▶ _PROBLEM DESCRIPTION_: What is the number of lines in these entries that include "with"? Write that number and no other text.

>>

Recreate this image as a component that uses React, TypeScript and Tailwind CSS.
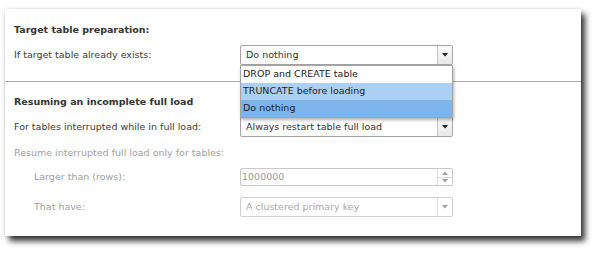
import React from "react";

const Arrow = ({ up, color = "#333" }: { up?: boolean; color?: string }) => (
  <svg width="6" height="4" viewBox="0 0 6 4" className="block">
    {up ? <path d="M0 4 L3 0.5 L6 4 Z" fill={color} /> : <path d="M0 0 L6 0 L3 3.5 Z" fill={color} />}
  </svg>
);

const Select = ({
  value,
  disabled,
  children,
}: {
  value: string;
  disabled?: boolean;
  children?: React.ReactNode;
}) => (
  <div
    className={`relative flex h-[20px] w-[213px] rounded-[2px] border bg-white ${
      disabled ? "h-[19px] border-[#d0d0d0]" : "border-[#a4a4a4]"
    }`}
  >
    <div
      className={`flex flex-1 items-center pl-[5px] ${disabled ? "text-[#a8a8a8]" : "text-[#333]"}`}
    >
      {value}
    </div>
    <div
      className={`flex w-[15px] items-center justify-center border-l ${
        disabled ? "border-[#dedede] bg-white" : "border-[#c4c4c4] bg-gradient-to-b from-[#fafafa] to-[#e8e8e8]"
      }`}
    >
      <Arrow color={disabled ? "#a0a0a0" : "#222"} />
    </div>
    {children}
  </div>
);

// open list under the first select
const Options = () => (
  <div className="absolute left-[-1px] top-[19px] z-10 w-[213px] border border-[#a4a4a4] bg-white text-[#222] shadow-[1px_2px_3px_rgba(0,0,0,0.3)]">
    <div className="flex h-[17px] items-center pl-[2px]">DROP and CREATE table</div>
    <div className="flex h-[17px] items-center bg-[#abd0f4] pl-[2px]">TRUNCATE before loading</div>
    <div className="flex h-[17px] items-center bg-[#7db5ea] pl-[2px]">Do nothing</div>
  </div>
);

const Row = ({
  label,
  indent,
  muted,
  children,
  className = "",
}: {
  label: string;
  indent?: boolean;
  muted?: boolean;
  children: React.ReactNode;
  className?: string;
}) => (
  <div className={`flex items-center ${className}`}>
    <div
      className={`w-[235px] ${indent ? "pl-[29px]" : "pl-[9px]"} ${muted ? "text-[#a0a0a0]" : "text-[#3c3c3c]"}`}
    >
      {label}
    </div>
    {children}
  </div>
);

export default function App() {
  return (
    <div className="h-[254px] w-[600px] bg-white pl-[5px] pt-[9px] font-['DejaVu_Sans',Verdana,sans-serif] text-[9.5px]">
      <div className="h-[227px] w-[576px] bg-white shadow-[4px_5px_6px_rgba(0,0,0,0.8),0_0_3px_rgba(0,0,0,0.15)]">
        {/* Target table preparation */}
        <div className="pt-[14px] pb-[16px]">
          <div className="h-[14px] pl-[9px] font-bold leading-[14px] text-[#333]">Target table preparation:</div>
          <Row label="If target table already exists:" className="mt-[8px]">
            <Select value="Do nothing">
              <Options />
            </Select>
          </Row>
        </div>

        <div className="border-t border-[#ababab]" />

        {/* Resuming an incomplete full load */}
        <div className="pt-[13px]">
          <div className="h-[14px] pl-[9px] font-bold leading-[14px] text-[#333]">Resuming an incomplete full load</div>
          <Row label="For tables interrupted while in full load:" className="mt-[8px]">
            <Select value="Always restart table full load" />
          </Row>
          <div className="mt-[9px] h-[14px] pl-[9px] leading-[14px] text-[#a0a0a0]">
            Resume interrupted full load only for tables:
          </div>
          <Row label="Larger than (rows):" indent muted className="mt-[8px]">
            <div className="flex h-[18px] w-[213px] rounded-[2px] border border-[#c8c8c8] bg-white">
              <div className="flex flex-1 items-center pl-[1px] text-[#9a9a9a]">1000000</div>
              <div className="flex w-[15px] flex-col border-l border-[#dadada]">
                <div className="flex flex-1 items-center justify-center border-b border-[#dadada]">
                  <Arrow up color="#a0a0a0" />
                </div>
                <div className="flex flex-1 items-center justify-center">
                  <Arrow color="#a0a0a0" />
                </div>
              </div>
            </div>
          </Row>
          <Row label="That have:" indent muted className="mt-[11px]">
            <Select value="A clustered primary key" disabled />
          </Row>
        </div>
      </div>
    </div>
  );
}
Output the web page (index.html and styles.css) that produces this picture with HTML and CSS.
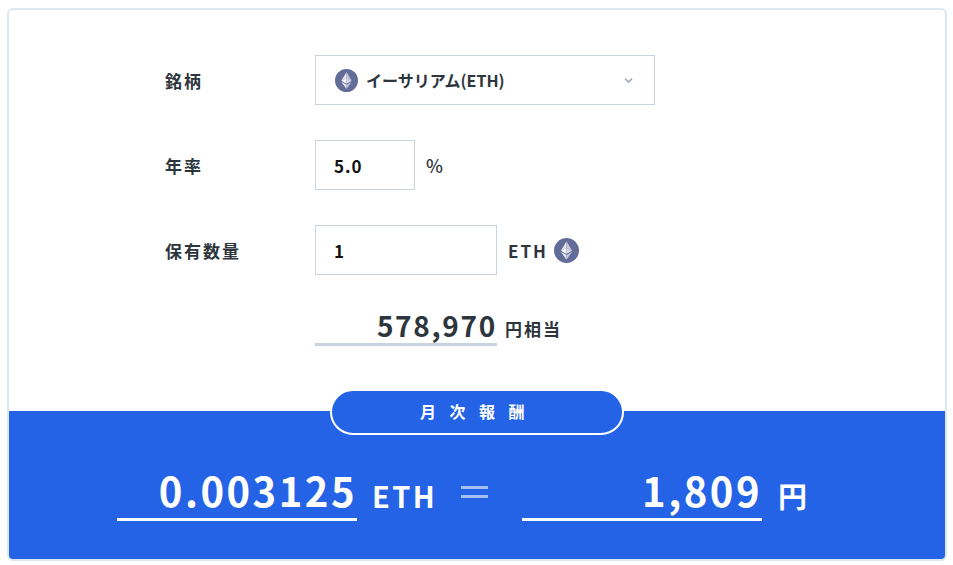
FILE: index.html
```html
<!DOCTYPE html>
<html lang="ja">
<head>
    <meta charset="UTF-8">
    <meta name="viewport" content="width=device-width, initial-scale=1.0">
    <title>月次報酬</title>
    <link rel="stylesheet" href="styles.css">
</head>
<body>
    <div class="card">
        <div class="form">
            <div class="row">
                <div class="label">銘柄</div>
                <div class="select">
                    <svg class="eth-icon" viewBox="0 0 24 24"><use href="#eth"></use></svg>
                    <span class="select-text">イーサリアム(ETH)</span>
                    <svg class="chevron" viewBox="0 0 10 7"><path d="M1.2 1.5 5 5.2l3.8-3.7" fill="none" stroke="#a3afbb" stroke-width="2"/></svg>
                </div>
            </div>
            <div class="row">
                <div class="label">年率</div>
                <div class="input input-rate">5.0</div>
                <span class="unit unit-rate">%</span>
            </div>
            <div class="row">
                <div class="label">保有数量</div>
                <div class="input input-amount">1</div>
                <span class="unit">ETH</span>
                <svg class="eth-icon eth-icon-unit" viewBox="0 0 24 24"><use href="#eth"></use></svg>
            </div>
            <div class="row row-total">
                <div class="label"></div>
                <div class="total">578,970</div>
                <span class="total-unit">円相当</span>
            </div>
        </div>
        <div class="result">
            <div class="pill">月次報酬</div>
            <div class="result-row">
                <div class="result-value result-eth">0.003125</div>
                <span class="result-unit result-unit-eth">ETH</span>
                <span class="equals"></span>
                <div class="result-value">1,809</div>
                <span class="result-unit result-unit-yen">円</span>
            </div>
        </div>
    </div>

    <svg class="defs" width="0" height="0">
        <symbol id="eth" viewBox="0 0 24 24">
            <circle cx="12" cy="12" r="12" fill="#636b98"/>
            <path d="M12 3.2 6.6 12.2 12 9.8z" fill="#e4e5ee"/>
            <path d="M12 3.2 17.4 12.2 12 9.8z" fill="#c4c7da"/>
            <path d="M6.6 12.2 12 15.3V9.8z" fill="#f8f8fb"/>
            <path d="M17.4 12.2 12 15.3V9.8z" fill="#d6d8e6"/>
            <path d="M6.6 13.3 12 20.8v-4.4z" fill="#eeeff5"/>
            <path d="M17.4 13.3 12 20.8v-4.4z" fill="#c4c7da"/>
        </symbol>
    </svg>
</body>
</html>
```

FILE: styles.css
```css
html, body {
    margin: 0;
    padding: 0;
}
body {
    padding: 8px 6px 4px 7px;
    background: #fff;
    color: #2d353d;
    font-family: "Noto Sans CJK JP", "Noto Sans", sans-serif;
    font-weight: 700;
}
.card {
    border: 2px solid #dde7ef;
    border-radius: 6px;
    overflow: hidden;
}
.form {
    padding: 45px 0 0 156px;
    height: 401px;
    box-sizing: border-box;
}
.row {
    display: flex;
    align-items: center;
    height: 50px;
    margin-bottom: 35px;
}
.label {
    width: 150px;
    font-size: 17px;
    letter-spacing: 2px;
}
.select,
.input {
    box-sizing: border-box;
    height: 50px;
    border: 1px solid #c8d4df;
    display: flex;
    align-items: center;
}
.select {
    width: 340px;
    padding: 0 21px 0 19px;
}
.select-text {
    flex: 1;
    margin-left: 8px;
    font-size: 16px;
}
.eth-icon {
    width: 23px;
    height: 23px;
}
.eth-icon-unit {
    width: 25px;
    height: 25px;
    margin-left: 6px;
}
.chevron {
    width: 9px;
    height: 7px;
}
.input {
    padding-left: 18px;
    font-size: 17px;
    color: #111;
    letter-spacing: 1px;
}
.input-rate {
    width: 100px;
}
.input-amount {
    width: 182px;
}
.unit {
    margin-left: 11px;
    font-size: 17px;
    letter-spacing: 2px;
}
.unit-rate {
    font-size: 18px;
    font-weight: 500;
}
.row-total {
    margin-bottom: 0;
    height: 36px;
    align-items: flex-start;
}
.total {
    box-sizing: border-box;
    width: 182px;
    height: 36px;
    border-bottom: 3px solid #c8d4df;
    text-align: right;
    font-size: 28px;
    line-height: 30px;
    letter-spacing: 1.7px;
}
.total-unit {
    margin-left: 8px;
    margin-top: 6px;
    font-size: 17px;
    letter-spacing: 2px;
}
.result {
    position: relative;
    height: 148px;
    background: #2563e6;
    color: #fff;
}
.pill {
    position: absolute;
    top: -22px;
    left: 321px;
    box-sizing: border-box;
    width: 294px;
    height: 46px;
    padding-left: 4px;
    border: 2px solid #fff;
    border-radius: 23px;
    background: #2563e6;
    text-align: center;
    font-size: 16px;
    line-height: 41px;
    letter-spacing: 13.5px;
}
.result-row {
    display: flex;
    align-items: flex-start;
    padding: 54px 0 0 108px;
}
.result-value {
    box-sizing: border-box;
    width: 240px;
    height: 56px;
    border-bottom: 3px solid #fff;
    text-align: right;
    font-size: 40px;
    line-height: 51px;
    letter-spacing: 2.5px;
}
.result-unit {
    font-size: 29px;
    line-height: 60px;
}
.result-unit-eth {
    margin-left: 15px;
    width: 64px;
    letter-spacing: 2.4px;
}
.result-unit-yen {
    margin-left: 16px;
}
.equals {
    width: 27px;
    height: 6px;
    margin: 21px 34px 0 25px;
    border-top: 3px solid #a4bff6;
    border-bottom: 3px solid #a4bff6;
}
.defs {
    position: absolute;
}
```
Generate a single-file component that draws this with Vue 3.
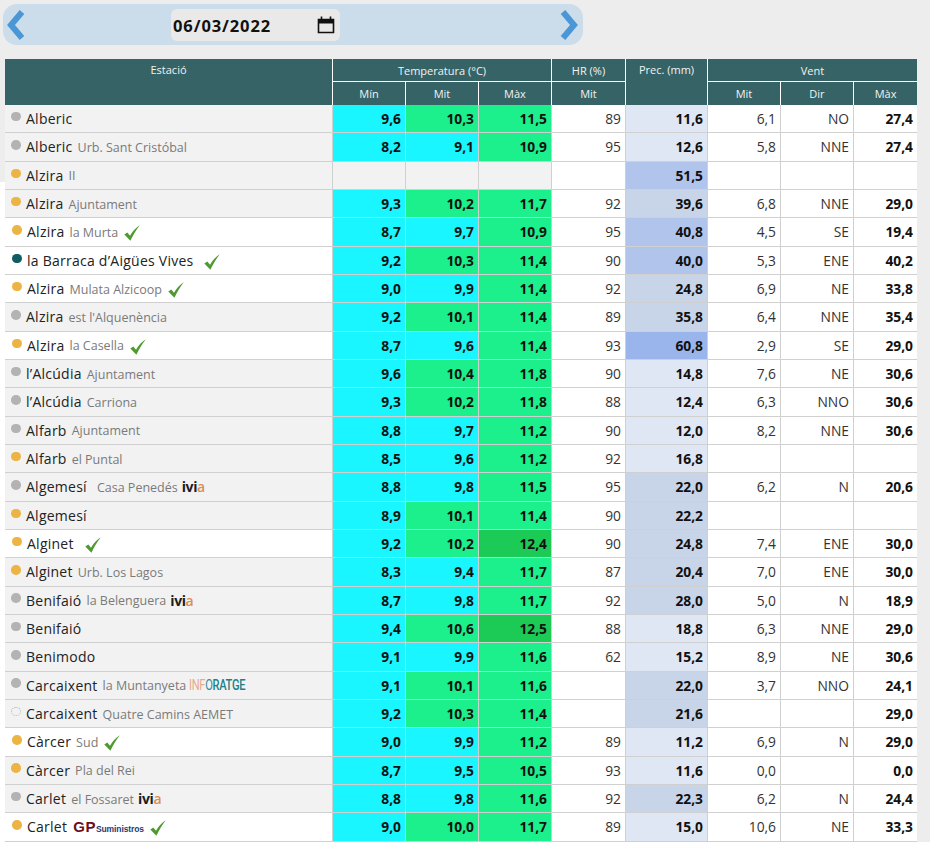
<template>
  <div class="page">
    <div class="date-bar">
      <svg class="arrow" viewBox="0 0 18 32" width="18" height="32">
        <polyline points="15,3 4,16 15,29" fill="none" stroke="#4b97d6" stroke-width="6" />
      </svg>
      <div class="date-field">
        <span class="date-text">06/03/2022</span>
        <svg class="calendar" viewBox="0 0 18 18" width="18" height="18">
          <path d="M1.5 3.5h15v13h-15z" fill="none" stroke="#111" stroke-width="1.6" />
          <path d="M1.5 3h15v4.5h-15z" fill="#111" />
          <path d="M4.5 0.5v3M13.5 0.5v3" stroke="#111" stroke-width="1.6" />
        </svg>
      </div>
      <svg class="arrow" viewBox="0 0 18 32" width="18" height="32">
        <polyline points="3,3 14,16 3,29" fill="none" stroke="#4b97d6" stroke-width="6" />
      </svg>
    </div>

    <div class="table-wrap">
      <table class="stations">
        <colgroup>
          <col class="c-name" />
          <col class="c-t" />
          <col class="c-t" />
          <col class="c-t" />
          <col class="c-hr" />
          <col class="c-prec" />
          <col class="c-t" />
          <col class="c-t" />
          <col class="c-last" />
        </colgroup>
        <thead>
          <tr>
            <th rowspan="2" class="top">Estació</th>
            <th colspan="3">Temperatura (°C)</th>
            <th>HR (%)</th>
            <th rowspan="2" class="top">Prec. (mm)</th>
            <th colspan="3">Vent</th>
          </tr>
          <tr>
            <th>Mín</th>
            <th>Mit</th>
            <th>Màx</th>
            <th>Mit</th>
            <th>Mit</th>
            <th>Dir</th>
            <th>Màx</th>
          </tr>
        </thead>
        <tbody>
          <tr v-for="(r, i) in rows" :key="i">
            <td class="name-cell" :class="{ marked: r.check }">
              <div class="station">
                <span class="dot" :class="r.dot"></span>
                <span class="name">{{ r.name }}</span>
                <span v-if="r.sub" class="sub" :class="{ far: r.far }">{{ r.sub }}</span>
                <span v-if="r.logo === 'ivia'" class="ivia">ivi<b>a</b></span>
                <span v-if="r.logo === 'inforatge'" class="inforatge">INF<i>O</i><b>RATGE</b></span>
                <span v-if="r.logo === 'gp'" class="gp">GP<small>Suministros</small></span>
                <svg v-if="r.check" class="check" :class="{ lone: !r.sub && !r.logo }" viewBox="0 0 16 16" width="16" height="16">
                  <path d="M0.3 9.6l3-2 2.7 3.1C8.4 6.6 11.4 3 15.8 0.3 12.2 4.8 9.2 10 6.4 15.8z" fill="#4f9a30" />
                </svg>
              </div>
            </td>
            <td class="num strong" :class="tempClass(r.min)">{{ r.min }}</td>
            <td class="num strong" :class="tempClass(r.mit)">{{ r.mit }}</td>
            <td class="num strong" :class="tempClass(r.max)">{{ r.max }}</td>
            <td class="num">{{ r.hr }}</td>
            <td class="num strong" :class="precClass(r.prec)">{{ r.prec }}</td>
            <td class="num">{{ r.vm }}</td>
            <td class="num">{{ r.dir }}</td>
            <td class="num strong">{{ r.vx }}</td>
          </tr>
        </tbody>
      </table>
    </div>
  </div>
</template>

<script setup>
const row = (name, sub, dot, min, mit, max, hr, prec, vm, dir, vx, extra = {}) => ({
  name, sub, dot, min, mit, max, hr, prec, vm, dir, vx, ...extra
})

const rows = [
  row('Alberic', '', 'grey', '9,6', '10,3', '11,5', '89', '11,6', '6,1', 'NO', '27,4'),
  row('Alberic', 'Urb. Sant Cristóbal', 'grey', '8,2', '9,1', '10,9', '95', '12,6', '5,8', 'NNE', '27,4'),
  row('Alzira', 'II', 'amber', '', '', '', '', '51,5', '', '', ''),
  row('Alzira', 'Ajuntament', 'amber', '9,3', '10,2', '11,7', '92', '39,6', '6,8', 'NNE', '29,0'),
  row('Alzira', 'la Murta', 'amber', '8,7', '9,7', '10,9', '95', '40,8', '4,5', 'SE', '19,4', { check: true }),
  row('la Barraca d’Aigües Vives', '', 'teal', '9,2', '10,3', '11,4', '90', '40,0', '5,3', 'ENE', '40,2', { check: true }),
  row('Alzira', 'Mulata Alzicoop', 'amber', '9,0', '9,9', '11,4', '92', '24,8', '6,9', 'NE', '33,8', { check: true }),
  row('Alzira', 'est l\'Alquenència', 'grey', '9,2', '10,1', '11,4', '89', '35,8', '6,4', 'NNE', '35,4'),
  row('Alzira', 'la Casella', 'amber', '8,7', '9,6', '11,4', '93', '60,8', '2,9', 'SE', '29,0', { check: true }),
  row('l’Alcúdia', 'Ajuntament', 'grey', '9,6', '10,4', '11,8', '90', '14,8', '7,6', 'NE', '30,6'),
  row('l’Alcúdia', 'Carriona', 'grey', '9,3', '10,2', '11,8', '88', '12,4', '6,3', 'NNO', '30,6'),
  row('Alfarb', 'Ajuntament', 'grey', '8,8', '9,7', '11,2', '90', '12,0', '8,2', 'NNE', '30,6'),
  row('Alfarb', 'el Puntal', 'amber', '8,5', '9,6', '11,2', '92', '16,8', '', '', ''),
  row('Algemesí', 'Casa Penedés', 'grey', '8,8', '9,8', '11,5', '95', '22,0', '6,2', 'N', '20,6', { logo: 'ivia', far: true }),
  row('Algemesí', '', 'amber', '8,9', '10,1', '11,4', '90', '22,2', '', '', ''),
  row('Alginet', '', 'amber', '9,2', '10,2', '12,4', '90', '24,8', '7,4', 'ENE', '30,0', { check: true }),
  row('Alginet', 'Urb. Los Lagos', 'amber', '8,3', '9,4', '11,7', '87', '20,4', '7,0', 'ENE', '30,0'),
  row('Benifaió', 'la Belenguera', 'grey', '8,7', '9,8', '11,7', '92', '28,0', '5,0', 'N', '18,9', { logo: 'ivia' }),
  row('Benifaió', '', 'grey', '9,4', '10,6', '12,5', '88', '18,8', '6,3', 'NNE', '29,0'),
  row('Benimodo', '', 'grey', '9,1', '9,9', '11,6', '62', '15,2', '8,9', 'NE', '30,6'),
  row('Carcaixent', 'la Muntanyeta', 'grey', '9,1', '10,1', '11,6', '', '22,0', '3,7', 'NNO', '24,1', { logo: 'inforatge' }),
  row('Carcaixent', 'Quatre Camins AEMET', 'none', '9,2', '10,3', '11,4', '', '21,6', '', '', '29,0'),
  row('Càrcer', 'Sud', 'amber', '9,0', '9,9', '11,2', '89', '11,2', '6,9', 'N', '29,0', { check: true }),
  row('Càrcer', 'Pla del Rei', 'amber', '8,7', '9,5', '10,5', '93', '11,6', '0,0', '', '0,0'),
  row('Carlet', 'el Fossaret', 'grey', '8,8', '9,8', '11,6', '92', '22,3', '6,2', 'N', '24,4', { logo: 'ivia' }),
  row('Carlet', '', 'amber', '9,0', '10,0', '11,7', '89', '15,0', '10,6', 'NE', '33,3', { logo: 'gp', check: true })
]

function toNumber(text) {
  return parseFloat(text.replace(',', '.'))
}

function tempClass(text) {
  if (!text) return 'empty'
  const v = toNumber(text)
  if (v >= 12) return 'warm'
  return v >= 10 ? 'mild' : 'cool'
}

function precClass(text) {
  const v = toNumber(text)
  if (v >= 60) return 'rain-4'
  if (v >= 40) return 'rain-3'
  return v >= 20 ? 'rain-2' : 'rain-1'
}
</script>

<style>
html, body {
  margin: 0;
  background: #ededed;
}
</style>

<style scoped>
.page {
  width: 930px;
  height: 842px;
  overflow: hidden;
  font-family: "Open Sans", sans-serif;
  color: #111;
}

.date-bar {
  box-sizing: border-box;
  width: 580px;
  height: 41px;
  margin: 4px 0 14px 3px;
  padding: 0 4px;
  display: flex;
  align-items: center;
  background: #cbdcea;
  border-radius: 14px;
}

.arrow {
  flex: none;
}

.date-field {
  box-sizing: border-box;
  width: 169px;
  height: 32px;
  margin: 1px 220px 0 146px;
  padding: 0 5px 0 2px;
  display: flex;
  align-items: center;
  justify-content: space-between;
  background: #e9e9e9;
  border-radius: 6px;
}

.date-text {
  padding-top: 1px;
  font-size: 16.5px;
  font-weight: 700;
  letter-spacing: 0.9px;
}

.table-wrap {
  padding: 0 0 0 5px;
  background: linear-gradient(to right, #fff 5px, transparent 5px) 0 123px no-repeat;
}

.stations {
  width: 912px;
  table-layout: fixed;
  border-collapse: separate;
  border-spacing: 0;
  font-size: 13.8px;
}

.c-name { width: 328px; }
.c-t { width: 73px; }
.c-hr { width: 74px; }
.c-prec { width: 82px; }
.c-last { width: 63px; }

th {
  height: 22px;
  padding: 0;
  background: #366466;
  color: #f2f2f2;
  font-size: 11px;
  font-weight: 500;
  border-right: 1px solid #fff;
  border-bottom: 1px solid #fff;
}

thead tr:last-child th {
  height: 23px;
  border-bottom: 0;
}

th:last-child {
  border-right: 0;
}

th.top {
  vertical-align: top;
  padding-top: 3px;
  border-bottom: 0;
}

td {
  height: 28.33px;
  box-sizing: border-box;
  padding: 0;
  background: #fff;
  border-right: 1px solid #d0d0d0;
  border-bottom: 1px solid #d0d0d0;
}

td:last-child {
  border-right: 0;
}

.name-cell {
  background: #f2f2f2;
  padding-left: 6px;
  white-space: nowrap;
}

.name-cell.marked {
  background: #fff;
  padding-left: 7px;
}

.station {
  display: flex;
  align-items: center;
}

.dot {
  flex: none;
  width: 9.5px;
  height: 9.5px;
  margin: -4px 5.5px 0 0;
  border-radius: 50%;
}

.dot.grey { background: #b3b3b3; }
.dot.amber { background: #ecb444; }
.dot.teal { background: #0f5c63; }
.dot.none { border: 1px dotted #b5b5b5; width: 7.5px; height: 7.5px; }

.name {
  font-size: 14px;
  letter-spacing: 0.25px;
  color: #222;
}

.sub {
  margin-left: 5px;
  padding-top: 1px;
  font-size: 12.5px;
  color: #7a7a7a;
}

.sub.far {
  margin-left: 10px;
}

.ivia {
  margin-left: 4px;
  font-size: 14px;
  font-weight: 700;
  letter-spacing: -0.4px;
  color: #1c1c1c;
}

.ivia b {
  font-weight: 600;
  color: #df8b4f;
}

.inforatge {
  display: inline-block;
  margin-left: 3px;
  width: 54px;
  font-family: "Roboto", sans-serif;
  font-size: 15px;
  letter-spacing: -0.4px;
  color: #eaa98a;
  transform: scaleX(0.74);
  transform-origin: left center;
}

.inforatge i {
  font-style: normal;
  color: #2f8d9c;
}

.inforatge b {
  font-weight: 500;
  color: #1f7f86;
}

.gp {
  margin-left: 6px;
  font-family: "Liberation Sans", sans-serif;
  font-size: 15px;
  font-weight: 700;
  letter-spacing: 0.5px;
  color: #6b0f1c;
}

.gp small {
  font-size: 8.5px;
  letter-spacing: -0.1px;
  color: #1f3a73;
}

.check {
  flex: none;
  margin: 3px 0 0 6px;
}

.check.lone {
  margin-left: 11px;
}

.num {
  padding-right: 4px;
  text-align: right;
  color: #333;
}

.num.strong {
  font-weight: 700;
  color: #111;
}

.cool { background: #19f6ff; }
.mild { background: #1bf08c; }
.warm { background: #1ccb55; }
.empty { background: #f2f2f2; }
.rain-1 { background: #dfe6f4; }
.rain-2 { background: #c8d4e8; }
.rain-3 { background: #b0c4ec; }
.rain-4 { background: #9ab5ec; }
</style>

<<

▶ _TASK RESPONSE_: 2